• TASK OBJECTIVE: Copy out exactly the lines spanning the line with "Convert this screenshot" to the line with "const interests = ['Machine", inclusive, from the data underneath, with no pictures.

• SUPPLIED ENTRIES:

┌──

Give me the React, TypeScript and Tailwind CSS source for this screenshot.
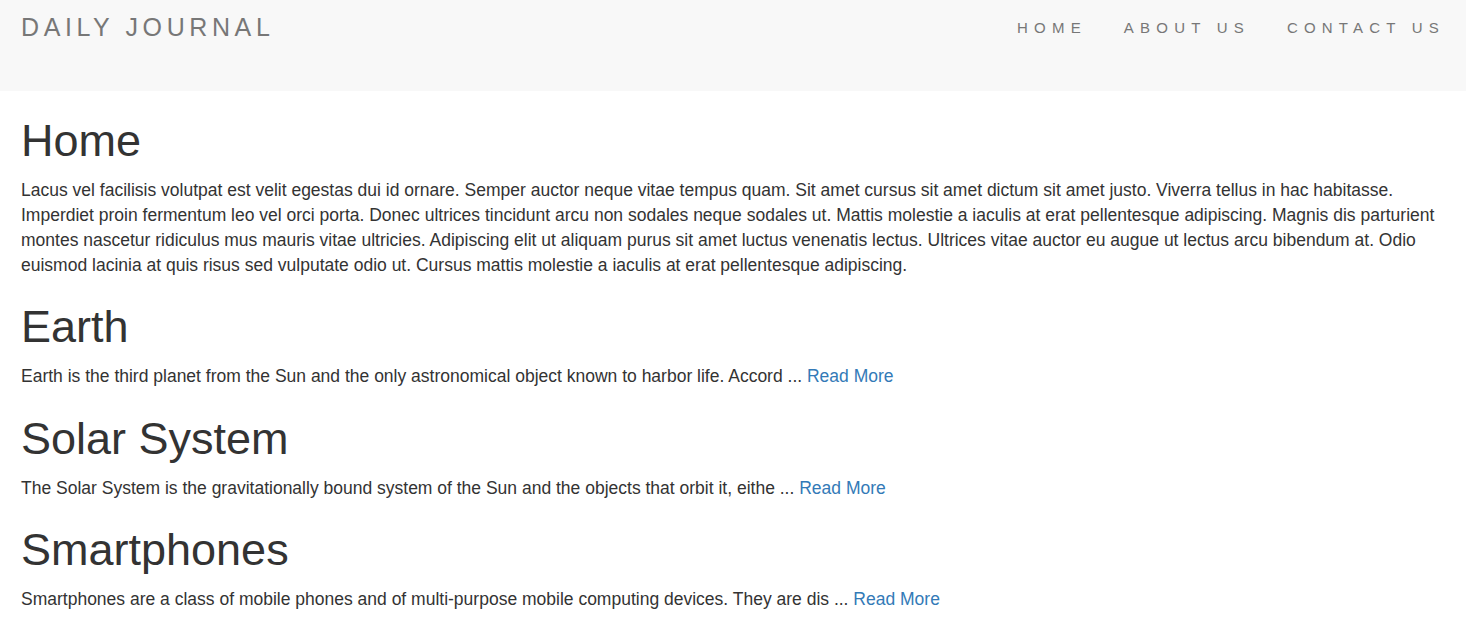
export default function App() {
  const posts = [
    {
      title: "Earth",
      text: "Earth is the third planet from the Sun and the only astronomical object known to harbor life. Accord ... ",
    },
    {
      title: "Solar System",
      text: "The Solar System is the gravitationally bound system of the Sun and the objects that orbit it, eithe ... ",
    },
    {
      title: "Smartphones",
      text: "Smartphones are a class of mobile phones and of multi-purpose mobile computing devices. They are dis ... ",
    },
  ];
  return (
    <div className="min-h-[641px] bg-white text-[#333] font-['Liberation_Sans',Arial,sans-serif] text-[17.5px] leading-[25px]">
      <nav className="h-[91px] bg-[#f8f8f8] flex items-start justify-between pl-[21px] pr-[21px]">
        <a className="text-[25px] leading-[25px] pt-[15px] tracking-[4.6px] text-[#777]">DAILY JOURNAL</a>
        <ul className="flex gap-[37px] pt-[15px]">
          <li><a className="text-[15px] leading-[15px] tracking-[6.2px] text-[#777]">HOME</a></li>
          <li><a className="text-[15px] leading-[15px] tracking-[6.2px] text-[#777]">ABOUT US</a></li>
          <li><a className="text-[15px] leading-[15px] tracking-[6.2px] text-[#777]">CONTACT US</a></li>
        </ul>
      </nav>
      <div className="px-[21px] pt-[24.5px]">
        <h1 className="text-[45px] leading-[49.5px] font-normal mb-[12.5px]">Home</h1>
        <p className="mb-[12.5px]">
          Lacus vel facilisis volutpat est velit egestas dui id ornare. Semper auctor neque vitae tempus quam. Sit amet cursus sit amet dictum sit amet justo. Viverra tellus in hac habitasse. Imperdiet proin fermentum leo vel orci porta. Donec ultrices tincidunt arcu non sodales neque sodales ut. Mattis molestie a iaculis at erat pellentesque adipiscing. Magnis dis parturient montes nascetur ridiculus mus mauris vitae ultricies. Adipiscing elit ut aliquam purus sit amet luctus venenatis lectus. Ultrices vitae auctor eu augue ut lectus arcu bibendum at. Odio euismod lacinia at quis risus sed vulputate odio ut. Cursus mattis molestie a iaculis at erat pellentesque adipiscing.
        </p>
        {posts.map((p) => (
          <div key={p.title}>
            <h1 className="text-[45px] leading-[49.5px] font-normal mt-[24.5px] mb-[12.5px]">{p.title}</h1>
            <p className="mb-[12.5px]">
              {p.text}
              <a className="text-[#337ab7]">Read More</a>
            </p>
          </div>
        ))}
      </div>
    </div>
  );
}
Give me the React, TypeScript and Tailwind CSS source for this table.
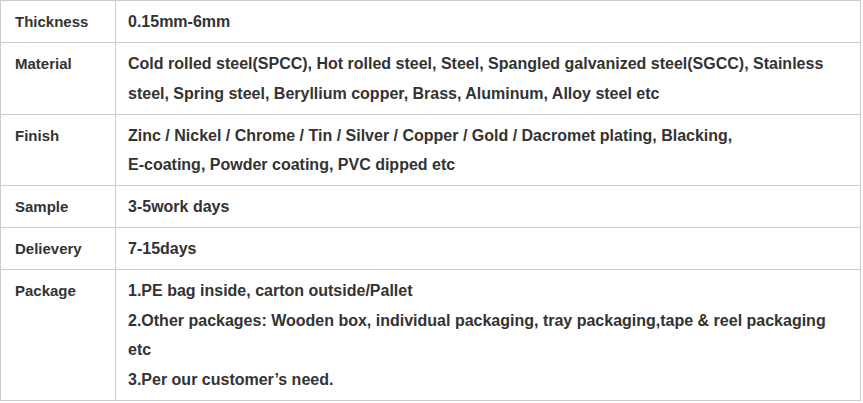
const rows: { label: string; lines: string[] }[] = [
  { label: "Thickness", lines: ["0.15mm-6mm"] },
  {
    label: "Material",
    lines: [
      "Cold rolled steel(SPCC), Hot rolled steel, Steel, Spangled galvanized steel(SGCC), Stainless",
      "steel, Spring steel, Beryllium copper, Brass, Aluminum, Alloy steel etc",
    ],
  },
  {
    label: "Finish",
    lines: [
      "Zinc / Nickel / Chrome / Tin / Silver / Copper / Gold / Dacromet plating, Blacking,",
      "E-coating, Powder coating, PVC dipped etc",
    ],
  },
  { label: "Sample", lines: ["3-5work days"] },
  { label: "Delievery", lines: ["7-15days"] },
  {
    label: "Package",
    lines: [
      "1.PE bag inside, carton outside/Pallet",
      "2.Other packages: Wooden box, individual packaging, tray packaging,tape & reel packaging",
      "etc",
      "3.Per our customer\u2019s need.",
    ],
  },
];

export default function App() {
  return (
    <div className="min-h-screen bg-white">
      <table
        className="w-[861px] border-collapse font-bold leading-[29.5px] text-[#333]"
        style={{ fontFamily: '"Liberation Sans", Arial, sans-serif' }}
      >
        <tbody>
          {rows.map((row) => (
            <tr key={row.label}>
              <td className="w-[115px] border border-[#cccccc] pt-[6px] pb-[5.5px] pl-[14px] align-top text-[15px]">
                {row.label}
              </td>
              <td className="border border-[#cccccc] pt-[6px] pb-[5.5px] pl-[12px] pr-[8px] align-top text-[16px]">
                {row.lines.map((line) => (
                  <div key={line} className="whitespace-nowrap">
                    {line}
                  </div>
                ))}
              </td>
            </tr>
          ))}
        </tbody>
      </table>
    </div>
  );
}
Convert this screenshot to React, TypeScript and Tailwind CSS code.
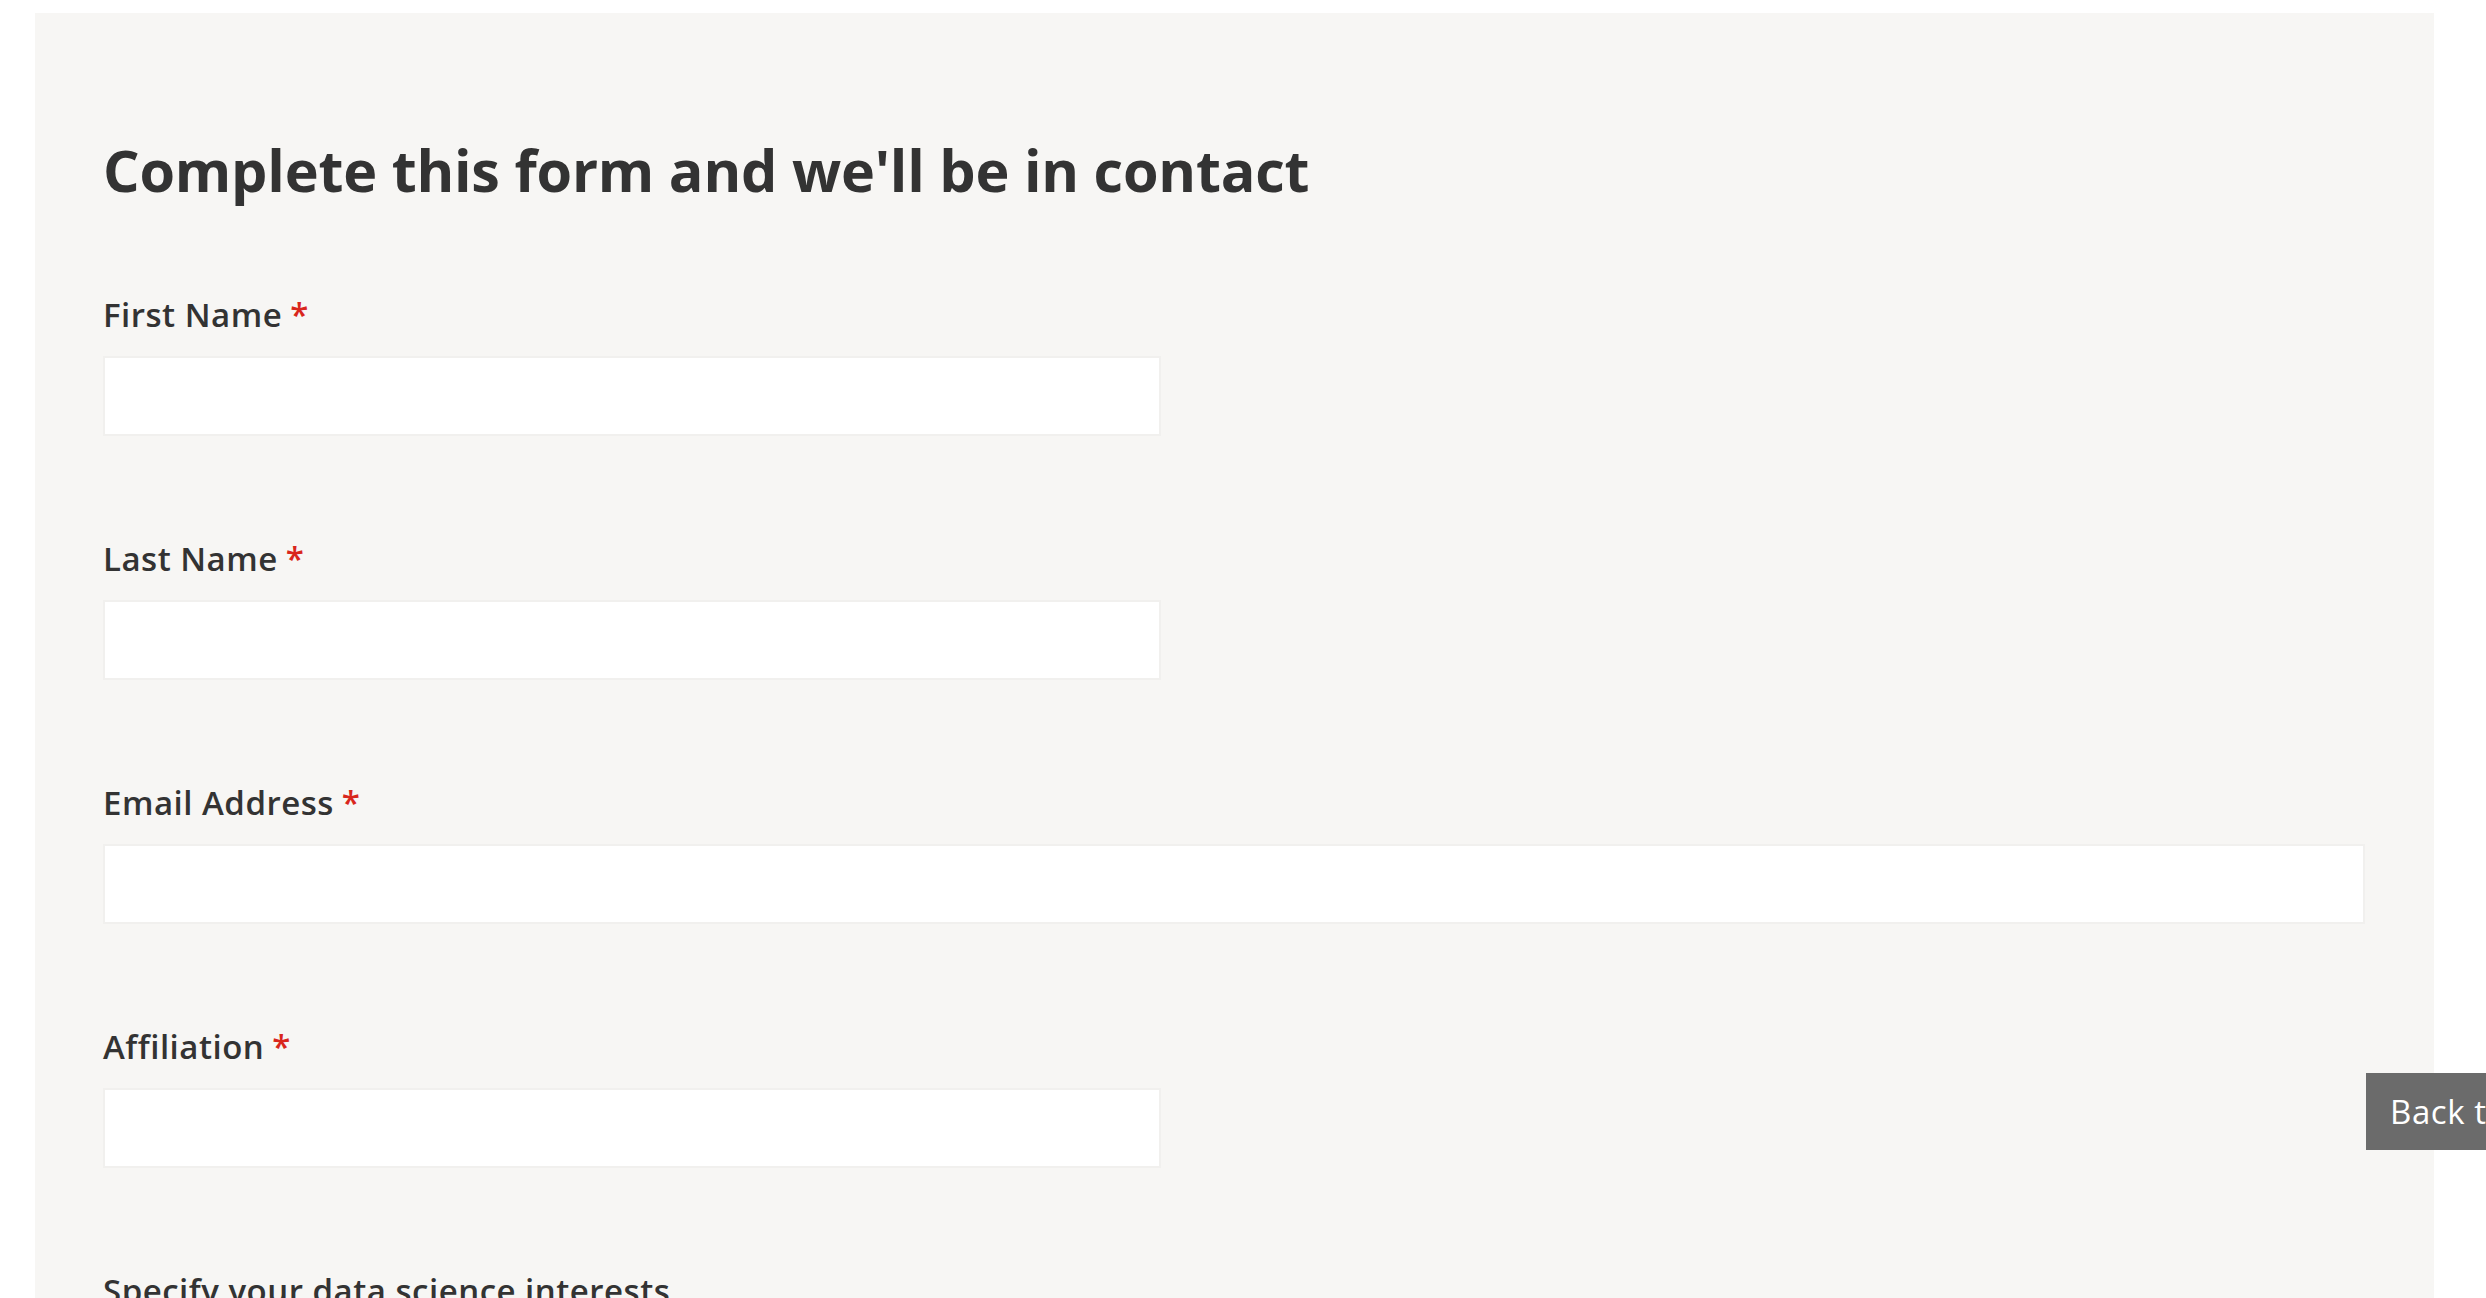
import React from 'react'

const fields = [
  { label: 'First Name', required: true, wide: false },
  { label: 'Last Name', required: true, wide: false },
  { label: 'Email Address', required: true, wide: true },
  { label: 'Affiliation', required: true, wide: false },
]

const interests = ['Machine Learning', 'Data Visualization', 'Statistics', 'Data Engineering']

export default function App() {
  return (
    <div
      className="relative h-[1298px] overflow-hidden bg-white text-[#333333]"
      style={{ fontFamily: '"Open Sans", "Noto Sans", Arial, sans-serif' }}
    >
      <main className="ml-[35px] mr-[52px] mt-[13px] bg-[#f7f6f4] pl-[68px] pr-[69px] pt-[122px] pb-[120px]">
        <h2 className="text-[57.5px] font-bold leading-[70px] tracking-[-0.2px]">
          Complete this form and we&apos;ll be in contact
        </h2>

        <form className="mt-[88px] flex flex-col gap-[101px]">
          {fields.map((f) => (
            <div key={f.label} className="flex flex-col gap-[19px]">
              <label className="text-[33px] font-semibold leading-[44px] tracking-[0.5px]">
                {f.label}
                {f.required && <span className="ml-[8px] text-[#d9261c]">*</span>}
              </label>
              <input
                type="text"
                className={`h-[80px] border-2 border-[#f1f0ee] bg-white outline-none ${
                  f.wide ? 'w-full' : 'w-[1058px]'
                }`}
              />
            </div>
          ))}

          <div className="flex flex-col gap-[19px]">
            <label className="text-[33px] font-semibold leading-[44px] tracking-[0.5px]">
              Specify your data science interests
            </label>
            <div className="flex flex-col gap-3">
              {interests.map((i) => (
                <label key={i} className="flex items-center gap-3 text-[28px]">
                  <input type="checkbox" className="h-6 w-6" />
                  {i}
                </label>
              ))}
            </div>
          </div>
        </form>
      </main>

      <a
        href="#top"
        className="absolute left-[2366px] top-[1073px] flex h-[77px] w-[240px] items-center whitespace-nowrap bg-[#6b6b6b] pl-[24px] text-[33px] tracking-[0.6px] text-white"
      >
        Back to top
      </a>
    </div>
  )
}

└──

• REPLY TO THE TASK:
Convert this screenshot to React, TypeScript and Tailwind CSS code.
import React from 'react'

const fields = [
  { label: 'First Name', required: true, wide: false },
  { label: 'Last Name', required: true, wide: false },
  { label: 'Email Address', required: true, wide: true },
  { label: 'Affiliation', required: true, wide: false },
]

const interests = ['Machine Learning', 'Data Visualization', 'Statistics', 'Data Engineering']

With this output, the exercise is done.